## start Entries

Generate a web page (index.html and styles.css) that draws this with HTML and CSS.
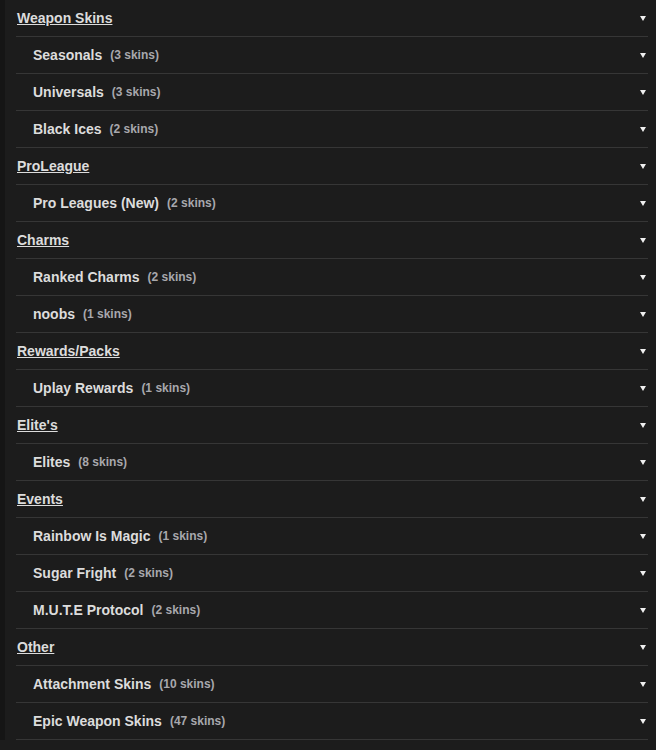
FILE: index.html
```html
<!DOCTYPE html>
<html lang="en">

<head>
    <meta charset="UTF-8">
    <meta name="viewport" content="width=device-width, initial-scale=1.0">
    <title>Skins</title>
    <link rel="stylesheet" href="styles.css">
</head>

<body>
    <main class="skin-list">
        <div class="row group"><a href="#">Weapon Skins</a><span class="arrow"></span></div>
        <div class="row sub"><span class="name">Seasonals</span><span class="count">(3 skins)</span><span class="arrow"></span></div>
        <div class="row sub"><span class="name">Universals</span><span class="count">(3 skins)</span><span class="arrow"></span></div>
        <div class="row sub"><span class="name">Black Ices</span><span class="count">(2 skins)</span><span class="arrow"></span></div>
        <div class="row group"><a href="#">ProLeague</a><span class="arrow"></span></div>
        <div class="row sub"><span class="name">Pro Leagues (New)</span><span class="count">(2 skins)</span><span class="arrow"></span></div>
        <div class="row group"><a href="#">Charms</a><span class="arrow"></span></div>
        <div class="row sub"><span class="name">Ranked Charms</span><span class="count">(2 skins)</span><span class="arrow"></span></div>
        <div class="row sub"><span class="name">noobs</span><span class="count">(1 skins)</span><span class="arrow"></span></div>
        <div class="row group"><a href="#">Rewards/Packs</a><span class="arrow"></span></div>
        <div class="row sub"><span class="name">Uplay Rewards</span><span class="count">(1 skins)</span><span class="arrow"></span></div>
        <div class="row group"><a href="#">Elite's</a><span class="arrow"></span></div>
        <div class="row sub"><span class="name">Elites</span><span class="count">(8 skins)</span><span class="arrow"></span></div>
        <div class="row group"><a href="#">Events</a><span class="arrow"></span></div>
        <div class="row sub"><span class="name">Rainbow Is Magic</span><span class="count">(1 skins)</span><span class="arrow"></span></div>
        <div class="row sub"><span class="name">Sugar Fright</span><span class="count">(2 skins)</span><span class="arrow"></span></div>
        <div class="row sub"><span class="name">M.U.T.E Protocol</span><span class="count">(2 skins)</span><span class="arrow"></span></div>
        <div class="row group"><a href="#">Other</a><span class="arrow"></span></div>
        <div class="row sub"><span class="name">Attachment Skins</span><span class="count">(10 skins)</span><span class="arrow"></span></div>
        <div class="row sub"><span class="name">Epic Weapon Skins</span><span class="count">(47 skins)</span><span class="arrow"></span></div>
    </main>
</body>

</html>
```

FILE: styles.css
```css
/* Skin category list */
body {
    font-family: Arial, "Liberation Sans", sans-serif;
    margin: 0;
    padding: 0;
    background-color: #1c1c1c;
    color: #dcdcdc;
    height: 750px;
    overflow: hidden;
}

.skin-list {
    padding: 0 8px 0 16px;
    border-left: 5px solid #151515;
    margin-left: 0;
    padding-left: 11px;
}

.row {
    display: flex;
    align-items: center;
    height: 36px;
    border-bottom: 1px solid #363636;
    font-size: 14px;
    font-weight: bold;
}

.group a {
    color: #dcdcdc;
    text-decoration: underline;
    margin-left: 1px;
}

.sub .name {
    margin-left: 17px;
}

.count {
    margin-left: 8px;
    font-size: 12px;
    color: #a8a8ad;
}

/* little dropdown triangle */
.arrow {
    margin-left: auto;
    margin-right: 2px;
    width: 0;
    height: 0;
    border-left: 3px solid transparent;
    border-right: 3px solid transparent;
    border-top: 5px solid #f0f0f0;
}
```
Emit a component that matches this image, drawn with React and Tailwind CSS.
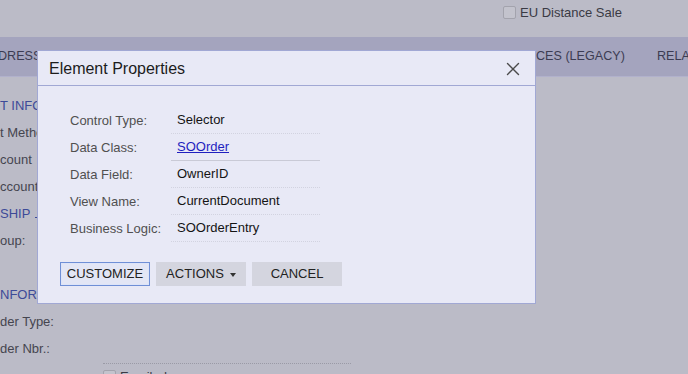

## end Entries

--- Written task ---
Write out every record above exactly as it stands, but leave out the pictures.

--- Solution for this problem ---
Generate a web page (index.html and styles.css) that draws this with HTML and CSS.
FILE: index.html
```html
<!DOCTYPE html>
<html lang="en">

<head>
    <meta charset="UTF-8">
    <meta name="viewport" content="width=device-width, initial-scale=1.0">
    <title>Skins</title>
    <link rel="stylesheet" href="styles.css">
</head>

<body>
    <main class="skin-list">
        <div class="row group"><a href="#">Weapon Skins</a><span class="arrow"></span></div>
        <div class="row sub"><span class="name">Seasonals</span><span class="count">(3 skins)</span><span class="arrow"></span></div>
        <div class="row sub"><span class="name">Universals</span><span class="count">(3 skins)</span><span class="arrow"></span></div>
        <div class="row sub"><span class="name">Black Ices</span><span class="count">(2 skins)</span><span class="arrow"></span></div>
        <div class="row group"><a href="#">ProLeague</a><span class="arrow"></span></div>
        <div class="row sub"><span class="name">Pro Leagues (New)</span><span class="count">(2 skins)</span><span class="arrow"></span></div>
        <div class="row group"><a href="#">Charms</a><span class="arrow"></span></div>
        <div class="row sub"><span class="name">Ranked Charms</span><span class="count">(2 skins)</span><span class="arrow"></span></div>
        <div class="row sub"><span class="name">noobs</span><span class="count">(1 skins)</span><span class="arrow"></span></div>
        <div class="row group"><a href="#">Rewards/Packs</a><span class="arrow"></span></div>
        <div class="row sub"><span class="name">Uplay Rewards</span><span class="count">(1 skins)</span><span class="arrow"></span></div>
        <div class="row group"><a href="#">Elite's</a><span class="arrow"></span></div>
        <div class="row sub"><span class="name">Elites</span><span class="count">(8 skins)</span><span class="arrow"></span></div>
        <div class="row group"><a href="#">Events</a><span class="arrow"></span></div>
        <div class="row sub"><span class="name">Rainbow Is Magic</span><span class="count">(1 skins)</span><span class="arrow"></span></div>
        <div class="row sub"><span class="name">Sugar Fright</span><span class="count">(2 skins)</span><span class="arrow"></span></div>
        <div class="row sub"><span class="name">M.U.T.E Protocol</span><span class="count">(2 skins)</span><span class="arrow"></span></div>
        <div class="row group"><a href="#">Other</a><span class="arrow"></span></div>
        <div class="row sub"><span class="name">Attachment Skins</span><span class="count">(10 skins)</span><span class="arrow"></span></div>
        <div class="row sub"><span class="name">Epic Weapon Skins</span><span class="count">(47 skins)</span><span class="arrow"></span></div>
    </main>
</body>

</html>
```

FILE: styles.css
```css
/* Skin category list */
body {
    font-family: Arial, "Liberation Sans", sans-serif;
    margin: 0;
    padding: 0;
    background-color: #1c1c1c;
    color: #dcdcdc;
    height: 750px;
    overflow: hidden;
}

.skin-list {
    padding: 0 8px 0 16px;
    border-left: 5px solid #151515;
    margin-left: 0;
    padding-left: 11px;
}

.row {
    display: flex;
    align-items: center;
    height: 36px;
    border-bottom: 1px solid #363636;
    font-size: 14px;
    font-weight: bold;
}

.group a {
    color: #dcdcdc;
    text-decoration: underline;
    margin-left: 1px;
}

.sub .name {
    margin-left: 17px;
}

.count {
    margin-left: 8px;
    font-size: 12px;
    color: #a8a8ad;
}

/* little dropdown triangle */
.arrow {
    margin-left: auto;
    margin-right: 2px;
    width: 0;
    height: 0;
    border-left: 3px solid transparent;
    border-right: 3px solid transparent;
    border-top: 5px solid #f0f0f0;
}
```
Emit a component that matches this image, drawn with React and Tailwind CSS.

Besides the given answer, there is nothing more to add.